卵管や腹膜から発生するがん(卵管がん・腹膜がん)もあります。これらは腫瘍の進展様式と腫瘍に対する治療法が卵巣がんと似ていることから、専門学会では卵巣がん・卵管がん・腹膜がんを一連の病気と捉えて治療ガイドラインを策定しています。
卵巣がんの症状は?
卵巣は骨盤内にある臓器で、卵巣に腫瘍ができても小さいうちは無症状のことがほとんどです。卵巣腫瘍が捻転したり破裂した場合には痛みを生じることがありますが、多くの場合では症状がみられません。腫瘍が大きくなると骨盤の中に収まらなくなり、下腹部が膨隆するようになります。最近太った気がするとか、お腹の張り(腹部膨満感)をきっかけにかかりつけ医を受診して腫瘍を指摘されることがよくあります。お腹の中でがんの転移が起こると、腹水を生じて急速に腹囲が増大することがあります。
卵巣がんの原因は?
種々の遺伝子異常が積み重なって癌化すると考えられていますが、直接の原因は不明です。排卵が起こるたびに卵巣表面に傷が生じることとの関連が考えられ、排卵回数が多いほど癌化のリスクが高いと推測されています。妊娠・出産を経験していない方、閉経が遅い方は卵巣がんの発症リスクが高いといわれています。
様々なタイプのがんのうち漿液性癌においては、卵管の先端部(卵管采)からがん細胞が発生することが多いと考えられています。
子宮内膜症性嚢胞(チョコレート嚢腫)は、長期的経過の中でがんが発生することがあることが知られています。

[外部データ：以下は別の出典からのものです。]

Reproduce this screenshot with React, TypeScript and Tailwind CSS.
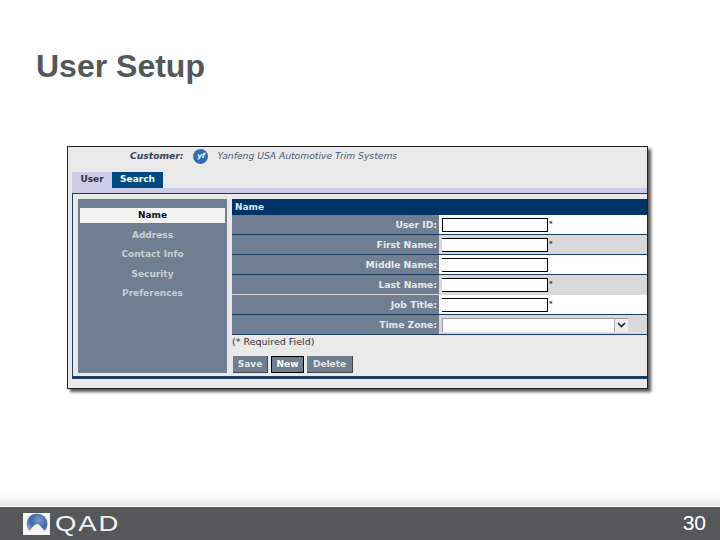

乳がん卵巣がんの発症が多い家系があることが知られています。1990年代にBRCA遺伝子異常と判明し、遺伝性乳がん卵巣がん(HBOC)と呼ばれるようになりました。卵巣がんのうち約15%がBRCA遺伝子異常と考えられています。
検査・診断
-
婦人科診察と超音波検査
卵巣腫瘍の大きさ、性状、周囲との癒着の有無を調べます。 -
画像診断
CT検査やMRI検査で腫瘍の性状(嚢胞性か充実性か、内溶液は液体か脂肪成分か血液成分かなど)を調べます。 -
腫瘍マーカー検査
腫瘍が産生する蛋白質を血液検査で測定します。卵巣腫瘍の良悪性診断に関しては腫瘍マーカー検査の精度は、さほど高くはありません。
治療法
手術療法が主体ですが、その他に化学療法(抗がん剤治療)、放射線療法があります。近年は分子標的治療薬・PARP阻害剤・免疫チェックポイント阻害剤の保険適応が拡大され、病状に応じてこれらの治療法を選択します。

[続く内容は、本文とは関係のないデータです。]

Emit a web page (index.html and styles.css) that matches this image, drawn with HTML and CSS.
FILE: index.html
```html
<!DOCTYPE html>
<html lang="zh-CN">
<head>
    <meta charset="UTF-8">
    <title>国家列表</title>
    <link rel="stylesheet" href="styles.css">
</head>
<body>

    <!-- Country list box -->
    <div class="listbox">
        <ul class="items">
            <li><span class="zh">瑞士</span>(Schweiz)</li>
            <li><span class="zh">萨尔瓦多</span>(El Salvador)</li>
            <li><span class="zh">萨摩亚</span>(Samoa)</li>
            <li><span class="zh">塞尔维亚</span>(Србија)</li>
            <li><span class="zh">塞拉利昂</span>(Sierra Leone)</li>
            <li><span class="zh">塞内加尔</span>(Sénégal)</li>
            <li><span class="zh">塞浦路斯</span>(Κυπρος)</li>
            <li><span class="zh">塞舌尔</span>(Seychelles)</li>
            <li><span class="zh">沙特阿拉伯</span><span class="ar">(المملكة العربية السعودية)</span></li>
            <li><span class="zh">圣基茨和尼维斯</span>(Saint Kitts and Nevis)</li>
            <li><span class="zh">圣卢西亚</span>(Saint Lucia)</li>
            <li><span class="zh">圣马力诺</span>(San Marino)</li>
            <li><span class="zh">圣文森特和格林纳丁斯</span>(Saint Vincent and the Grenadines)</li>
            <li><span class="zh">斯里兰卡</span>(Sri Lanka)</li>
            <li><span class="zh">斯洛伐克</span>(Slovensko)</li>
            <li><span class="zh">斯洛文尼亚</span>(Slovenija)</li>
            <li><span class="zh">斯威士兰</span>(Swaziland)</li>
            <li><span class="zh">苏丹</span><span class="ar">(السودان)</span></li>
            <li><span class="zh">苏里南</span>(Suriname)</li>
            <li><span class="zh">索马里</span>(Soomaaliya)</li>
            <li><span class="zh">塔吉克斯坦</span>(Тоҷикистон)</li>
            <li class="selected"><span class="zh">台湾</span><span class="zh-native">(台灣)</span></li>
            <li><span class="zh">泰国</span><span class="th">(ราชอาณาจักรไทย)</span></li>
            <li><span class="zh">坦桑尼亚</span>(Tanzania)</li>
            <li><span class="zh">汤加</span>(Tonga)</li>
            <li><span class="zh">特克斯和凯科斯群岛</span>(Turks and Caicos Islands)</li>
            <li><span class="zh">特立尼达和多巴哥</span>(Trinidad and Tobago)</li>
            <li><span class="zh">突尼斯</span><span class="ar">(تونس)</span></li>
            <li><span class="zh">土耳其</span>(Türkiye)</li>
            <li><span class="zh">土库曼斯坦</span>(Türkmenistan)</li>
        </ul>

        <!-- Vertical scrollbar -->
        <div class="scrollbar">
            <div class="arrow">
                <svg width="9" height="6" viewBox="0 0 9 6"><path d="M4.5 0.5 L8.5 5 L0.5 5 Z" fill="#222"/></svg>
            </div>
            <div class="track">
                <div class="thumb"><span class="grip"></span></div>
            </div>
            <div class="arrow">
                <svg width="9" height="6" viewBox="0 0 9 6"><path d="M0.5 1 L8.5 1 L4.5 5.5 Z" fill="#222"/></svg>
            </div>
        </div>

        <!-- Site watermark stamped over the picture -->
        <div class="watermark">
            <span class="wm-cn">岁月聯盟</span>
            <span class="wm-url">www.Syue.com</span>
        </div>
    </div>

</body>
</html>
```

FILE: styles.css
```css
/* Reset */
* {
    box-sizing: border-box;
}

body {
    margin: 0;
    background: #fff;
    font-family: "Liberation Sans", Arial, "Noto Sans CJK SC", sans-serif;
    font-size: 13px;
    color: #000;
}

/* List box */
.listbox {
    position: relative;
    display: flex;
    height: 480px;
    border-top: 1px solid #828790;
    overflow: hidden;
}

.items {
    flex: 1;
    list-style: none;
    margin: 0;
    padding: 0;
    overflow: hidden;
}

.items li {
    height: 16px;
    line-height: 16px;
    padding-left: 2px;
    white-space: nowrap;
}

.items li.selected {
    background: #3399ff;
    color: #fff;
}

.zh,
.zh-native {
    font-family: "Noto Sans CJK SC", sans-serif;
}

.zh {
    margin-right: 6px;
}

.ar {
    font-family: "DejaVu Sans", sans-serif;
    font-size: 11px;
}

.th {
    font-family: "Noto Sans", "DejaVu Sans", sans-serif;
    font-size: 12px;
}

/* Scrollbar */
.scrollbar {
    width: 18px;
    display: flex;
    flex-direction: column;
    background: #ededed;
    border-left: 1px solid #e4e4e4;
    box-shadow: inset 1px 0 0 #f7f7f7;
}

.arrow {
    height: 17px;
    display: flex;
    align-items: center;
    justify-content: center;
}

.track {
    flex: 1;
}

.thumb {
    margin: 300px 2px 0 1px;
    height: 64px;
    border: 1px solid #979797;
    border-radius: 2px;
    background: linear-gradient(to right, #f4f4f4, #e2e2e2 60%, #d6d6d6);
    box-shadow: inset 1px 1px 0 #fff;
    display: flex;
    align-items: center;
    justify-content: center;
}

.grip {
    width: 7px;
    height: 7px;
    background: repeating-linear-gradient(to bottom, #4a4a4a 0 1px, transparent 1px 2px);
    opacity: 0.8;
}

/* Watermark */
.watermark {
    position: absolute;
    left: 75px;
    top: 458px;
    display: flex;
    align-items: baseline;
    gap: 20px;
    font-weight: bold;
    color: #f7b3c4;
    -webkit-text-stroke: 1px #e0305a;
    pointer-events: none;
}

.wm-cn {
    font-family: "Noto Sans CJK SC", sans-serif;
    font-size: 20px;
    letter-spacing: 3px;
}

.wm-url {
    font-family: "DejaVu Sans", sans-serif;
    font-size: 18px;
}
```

卵巣腫瘍はお腹の中に存在するので、手術で組織を体外へ摘出することにより組織検査(良悪性の診断)が可能となります。卵巣がんが疑われる場合には、腫瘍を摘出して迅速組織検査を行い、手術中に良悪性を判断します。悪性腫瘍であれば、腹部の切開を延長して、がんとしての術式へ移行します。術後に判明する病理検査によって組織型・進行期を診断し、必要に応じて適切な追加治療を選択します。
若年者の卵巣がんに対しては、妊孕能を温存した術式を選択することもあります
予防手術
乳がんの患者さんで、BRCA遺伝子異常と判明して遺伝性乳がん卵巣がん(HBOC)と診断された場合、リスク低減卵管卵巣摘出術(RRSO)を保険で受けることができます。卵巣がんは早期に発見することが難しいがんですが、HBOCの方ではRRSOによって卵巣がんの発症リスクを約8割低減させ、乳癌のリスクも約5割低減させることができると考えられています。当院では2024年にリスク低減卵管卵巣摘出術(RRSO)を開始し、同年に5例の手術を施行しました。